On Growing-Up

‘The expectation’ for ‘help and protection’, writes Carl Jung in The Structures and Dynamics of the Psyche, while ‘normal for a child is improper in an adult’. In Psychology and the Occult he makes a similar point, remarking not being able to psychologically mature is just as absurd as not being able to outgrow child-size shoes. We must, in order to be healthy and well-adjusted individuals, learn to grow up. And this means, among many things, learning to take our life in our own hands.

But many of us still allow others to dictate to us what is right, what we must do, and how we should live. We exist in a state of existential childhood, where although our parents may have retreated as figures in our physical life, the fundamental relationship that characterised childhood (submission to authority, acquiescence, and obedience) still exists.

To be an individual, writes Thomas Mann in his work The Magic Mountain, ‘one had to recognise the difference between morality and blessedness’.

The moral man decides for himself what is right or wrong. He lives according to his own standards and monitors his conduct according to personal beliefs. The blessed man, however, is what Mann, echoing Jung, calls a ‘child of God’. He does not think about what is right, just, or worthy, but accepts these as givens by those around him. He does not think for himself but allows others to do his thinking for him. John Ralston Saul, in Voltaire’s Bastards writes,

A man who depends upon blessedness is one who relies upon God and his representatives to define morality and to enforce it. He is a child of God — a ward who would not dream of claiming personal responsibility. The individual is more like a child who has grown up and left home. More dramatically put, man killed God in order to replace him. Either that or, having killed God, man was obliged to fill the resulting void. In either case he assumed the powers of moral judgment previously limited to divinities.
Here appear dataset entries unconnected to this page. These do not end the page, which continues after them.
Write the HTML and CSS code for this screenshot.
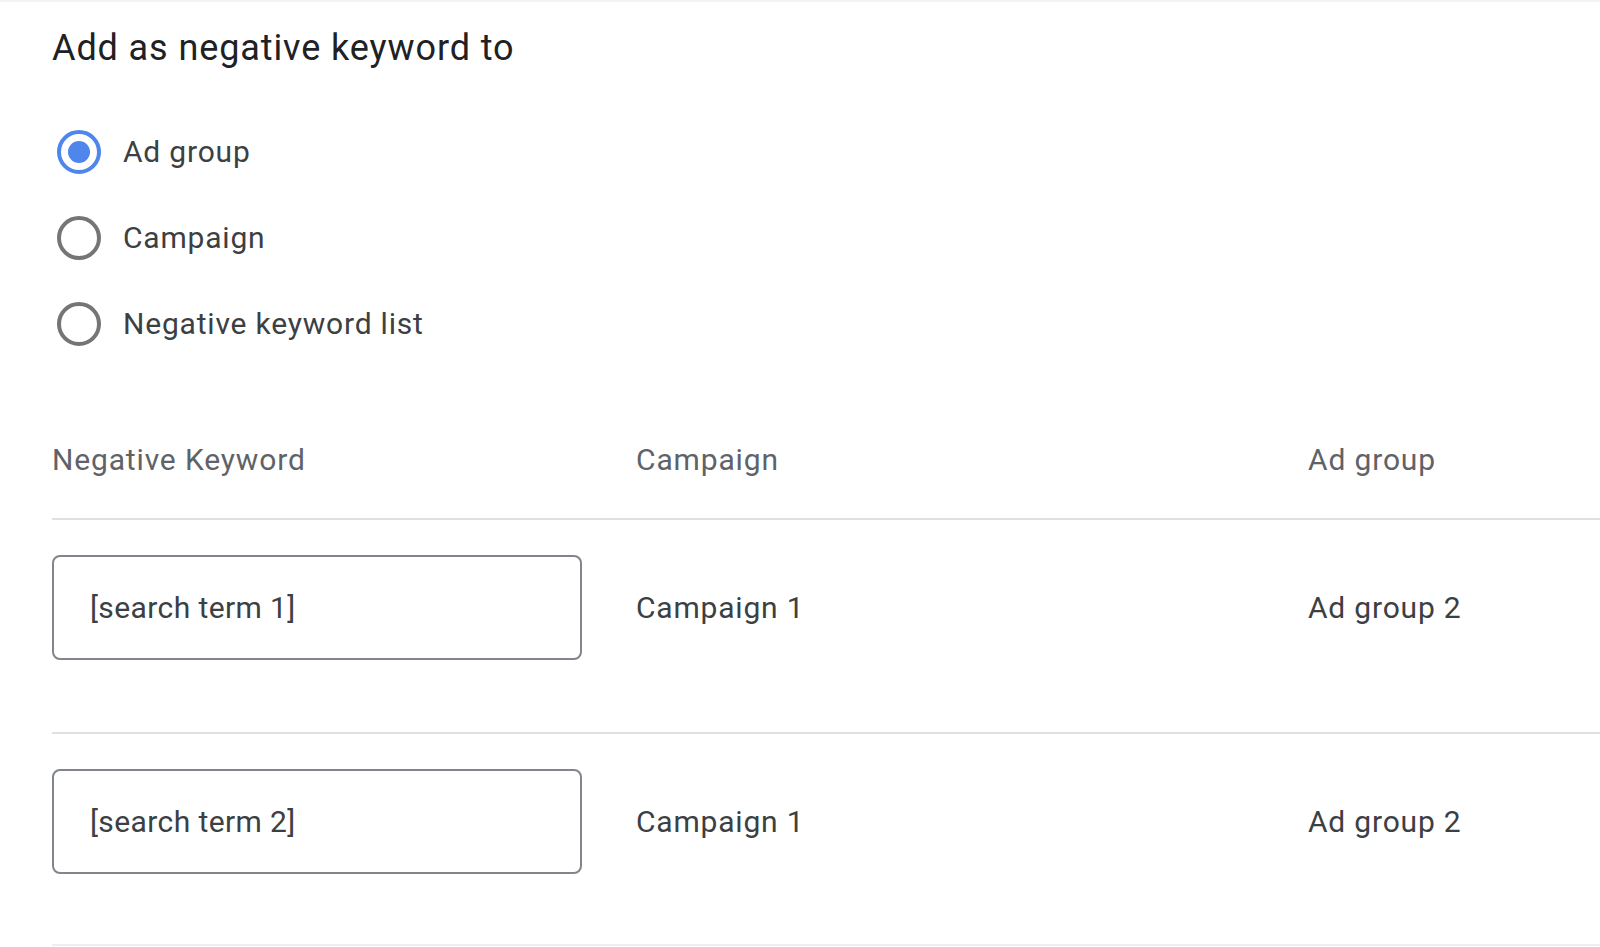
FILE: index.html
```html
<!DOCTYPE html>
<html lang="en">
<head>
<meta charset="utf-8">
<title>Add as negative keyword to</title>
<link rel="stylesheet" href="styles.css">
</head>
<body>
<div class="page">
  <h1 class="title">Add as negative keyword to</h1>
  <div class="radios">
    <label class="radio-row">
      <span class="radio checked"><span class="dot"></span></span>
      <span class="radio-label">Ad group</span>
    </label>
    <label class="radio-row">
      <span class="radio"></span>
      <span class="radio-label">Campaign</span>
    </label>
    <label class="radio-row">
      <span class="radio"></span>
      <span class="radio-label">Negative keyword list</span>
    </label>
  </div>
  <div class="table">
    <div class="thead">
      <div class="th">Negative Keyword</div>
      <div class="th">Campaign</div>
      <div class="th">Ad group</div>
    </div>
    <div class="tr">
      <div class="td"><input class="kw-input" type="text" value="[search term 1]"></div>
      <div class="td">Campaign 1</div>
      <div class="td">Ad group 2</div>
    </div>
    <div class="tr">
      <div class="td"><input class="kw-input" type="text" value="[search term 2]"></div>
      <div class="td">Campaign 1</div>
      <div class="td">Ad group 2</div>
    </div>
  </div>
</div>
</body>
</html>
```
FILE: styles.css
```css
html, body {
  margin: 0;
  padding: 0;
  background: #ffffff;
}
body {
  font-family: Roboto, "Liberation Sans", Arial, sans-serif;
  color: #3c4043;
  border-top: 2px solid #f1f3f4;
  overflow: hidden;
}
.page {
  padding-left: 52px;
}
.title {
  margin: 0;
  padding-top: 24px;
  font-size: 36px;
  line-height: 44px;
  font-weight: 400;
  color: #202124;
  letter-spacing: 0.9px;
}
.radios {
  display: flex;
  flex-direction: column;
  margin-top: 39px;
}
.radio-row {
  display: flex;
  align-items: center;
  height: 86px;
  gap: 22px;
  padding-left: 5px;
}
.radio {
  box-sizing: border-box;
  width: 44px;
  height: 44px;
  border-radius: 50%;
  border: 4px solid #757575;
  display: flex;
  align-items: center;
  justify-content: center;
}
.radio.checked {
  border-color: #4f86ec;
}
.dot {
  width: 22px;
  height: 22px;
  border-radius: 50%;
  background: #4f86ec;
}
.radio-label {
  font-size: 30px;
  line-height: 36px;
  letter-spacing: 0.8px;
  color: #3c4043;
}
.table {
  margin-top: 75px;
}
.thead, .tr {
  display: grid;
  grid-template-columns: 584px 672px 1fr;
}
.thead {
  padding-bottom: 40px;
}
.th {
  font-size: 30px;
  line-height: 36px;
  letter-spacing: 0.85px;
  color: #5f6368;
}
.tr {
  border-top: 2px solid #e0e0e0;
  padding-top: 35px;
  padding-bottom: 72px;
  align-items: center;
}
.tr:last-child {
  padding-bottom: 70px;
  border-bottom: 2px solid #eeeeee;
}
.td {
  font-size: 30px;
  line-height: 36px;
  letter-spacing: 0.8px;
  color: #3c4043;
}
.kw-input {
  box-sizing: border-box;
  display: block;
  width: 530px;
  height: 105px;
  margin: 0;
  padding: 0 0 0 36px;
  border: 2px solid #80868b;
  border-radius: 8px;
  font-family: Roboto, "Liberation Sans", Arial, sans-serif;
  font-size: 30px;
  letter-spacing: 0.4px;
  color: #3c4043;
  background: #ffffff;
  outline: none;
}
```
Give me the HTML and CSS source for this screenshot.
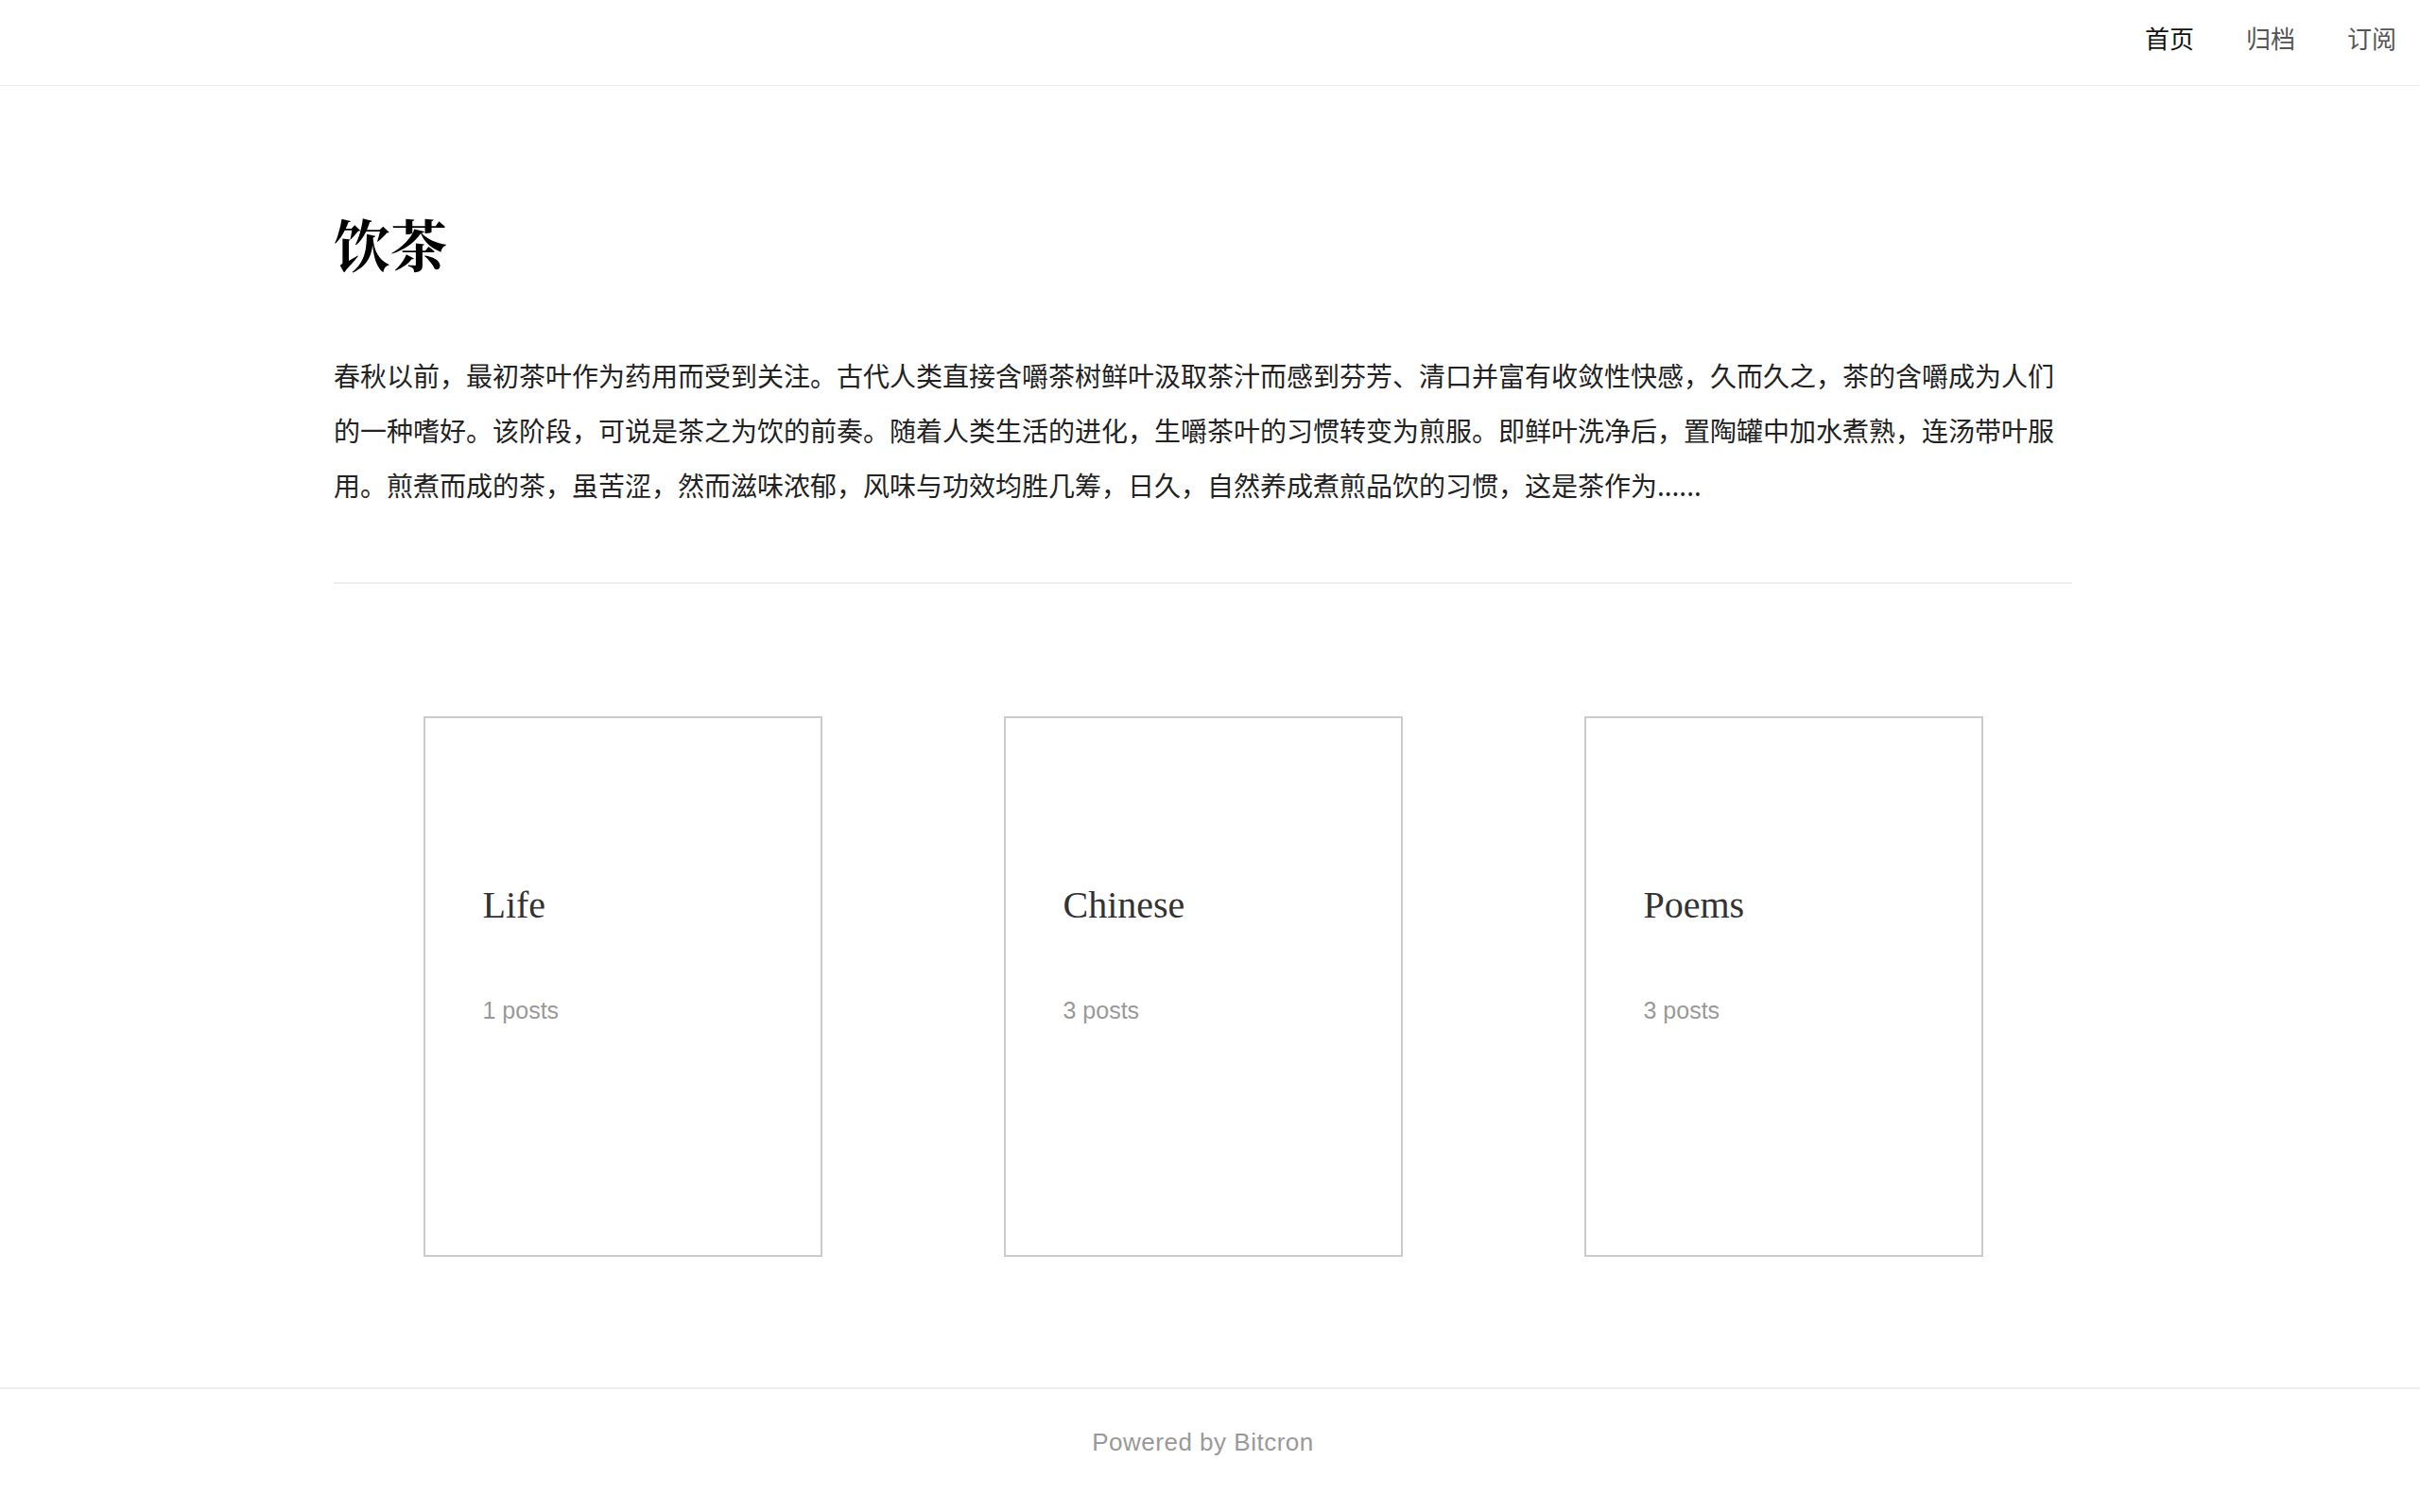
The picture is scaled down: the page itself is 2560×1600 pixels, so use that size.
FILE: index.html
```html
<!DOCTYPE html>
<html lang="zh-CN">
<head>
<meta charset="utf-8">
<title>饮茶</title>
<link rel="stylesheet" href="styles.css">
</head>
<body>
<header class="site-header">
  <nav class="nav">
    <a class="nav-link is-active" href="#">首页</a>
    <a class="nav-link" href="#">归档</a>
    <a class="nav-link" href="#">订阅</a>
  </nav>
</header>
<div class="page">
  <main class="container">
    <article class="intro">
      <h1 class="intro-title">饮茶</h1>
      <p class="intro-text">春秋以前，最初茶叶作为药用而受到关注。古代人类直接含嚼茶树鲜叶汲取茶汁而感到芬芳、清口并富有收敛性快感，久而久之，茶的含嚼成为人们的一种嗜好。该阶段，可说是茶之为饮的前奏。随着人类生活的进化，生嚼茶叶的习惯转变为煎服。即鲜叶洗净后，置陶罐中加水煮熟，连汤带叶服用。煎煮而成的茶，虽苦涩，然而滋味浓郁，风味与功效均胜几筹，日久，自然养成煮煎品饮的习惯，这是茶作为......</p>
    </article>
    <section class="categories">
      <a class="card" href="#">
        <h2 class="card-title">Life</h2>
        <div class="card-meta">1 posts</div>
      </a>
      <a class="card" href="#">
        <h2 class="card-title">Chinese</h2>
        <div class="card-meta">3 posts</div>
      </a>
      <a class="card" href="#">
        <h2 class="card-title">Poems</h2>
        <div class="card-meta">3 posts</div>
      </a>
    </section>
  </main>
</div>
<footer class="site-footer">
  <div class="footer-text">Powered by Bitcron</div>
</footer>
</body>
</html>
```
FILE: styles.css
```css
html, body {
  margin: 0;
  padding: 0;
  background: #fff;
}
body {
  font-family: "Noto Sans CJK SC", "Liberation Sans", sans-serif;
  color: #222;
}
a {
  text-decoration: none;
  color: inherit;
}

.site-header {
  height: 90px;
  border-bottom: 1px solid #ececec;
  display: flex;
  justify-content: flex-end;
}
.nav {
  display: flex;
  gap: 55px;
  padding-right: 25px;
}
.nav-link {
  font-size: 26px;
  line-height: 80px;
  color: #555;
}
.nav-link.is-active {
  color: #111;
}

.page {
  padding-right: 15px;
}
.container {
  width: 1839px;
  margin: 0 auto;
  padding-top: 130px;
}

.intro {
  border-bottom: 2px solid #eeeeee;
  padding-bottom: 74px;
}
.intro-title {
  margin: 0;
  font-family: "Noto Serif CJK SC", "Source Han Serif SC", "Noto Sans CJK SC", serif;
  font-weight: 700;
  font-size: 60px;
  line-height: 72px;
  color: #000;
}
.intro-text {
  margin: 75px 0 0;
  font-size: 28px;
  line-height: 58px;
  color: #222;
}

.categories {
  display: flex;
  justify-content: center;
  gap: 192px;
  padding-top: 140px;
  padding-bottom: 138px;
}
.card {
  display: block;
  box-sizing: border-box;
  width: 422px;
  height: 572px;
  border: 2px solid #cccccc;
  padding: 174px 0 0 61px;
}
.card-title {
  margin: 0;
  font-family: "Liberation Serif", serif;
  font-weight: 400;
  font-size: 40px;
  line-height: 48px;
  color: #333;
}
.card-meta {
  margin-top: 72px;
  font-family: "Liberation Sans", sans-serif;
  font-size: 25px;
  line-height: 30px;
  color: #999;
}

.site-footer {
  border-top: 2px solid #eeeeee;
  padding-right: 15px;
  padding-top: 41px;
  text-align: center;
}
.footer-text {
  font-family: "Liberation Sans", sans-serif;
  font-size: 26px;
  line-height: 30px;
  letter-spacing: 0.5px;
  color: #999;
}
```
The voracious consumer who chases commodities because he is told these will make him happy, the obedient convert who believes unflinchingly in the 10 commandments because his priest has convinced him of hell, the pupil who behaves as the master instructs because he is lost and the master provides answers; they are all Mann’s ‘blessed’ children of God; having given up the task of deciding for themselves how to live, they have granted this responsibility to someone else.

Mann and Jung argue (in different ways) that by taking life into our own hands, we cease being reflections of others and grow into ourselves. We become individuals.

It is unlike the individualism understood by our society, which is often of a tawdry or superficial kind. Imagine a surgeon. He lives in a luxury city apartment. He drives an expensive car, likely a German import. On his skin are the finest fabrics, on his tongue talk of the finest wines, on his bed the finest linen. He studied and worked hard in order to have a life where he could earn hundreds of thousands of dollars a year and spend the weekends at his country house with his wife and children. The surgeon has rank, title, power and prestige and these, he thinks, makes him who he is. But, he has never questioned whether wealth or power is the correct path. He has not asked whether rank and title are statements about him or simply titles conferred by society. Nor has he asked that after the houses and cars and holidays, ‘what the point of it all?’. Society has told him how he should live, what he should value, and he has accepted it. In this way, the surgeon is not an individual at all, but ‘‘blessed’.

The Death of Socrates, Jacques-Louis David, 1787

Many of us have failed to assume responsibility for ourselves and instead, allow others to do it on our behalf. A ‘master’ will tell us how to live, a holy book will instruct us on what is right and wrong, social organisation will inform us on what work is valuable or not. In childhood we may unthinkingly accept the prescriptions of others, but being an adult means taking your life into your own hands and deciding for yourself questions like ‘is this right?’ and ‘is this what I want to do?’. The distinction between morality and blessedness is exactly what Nietzsche was trying to capture in his distinction between ‘master and slave morality’.

To the extent that we submit to the values, goals, and ethics of others, we become what Krishnamurti refers to as ‘second hand people’. What makes neurosis so dangerous and also so prevalent is how the authority of friends, family, authors and institutions becomes internalised and thus, invisible. Because we have not interrogated ourselves, we do not see how little of our thoughts, beliefs, values and morals are our own. To grow up, to become an individual, therefore, requires us, for perhaps the first time in our lives, to investigate ourselves and discover what we value, believe, and want. It can be an incredibly tumultuous experience, as well as lonely one. The road to personal truth is a path fit for one.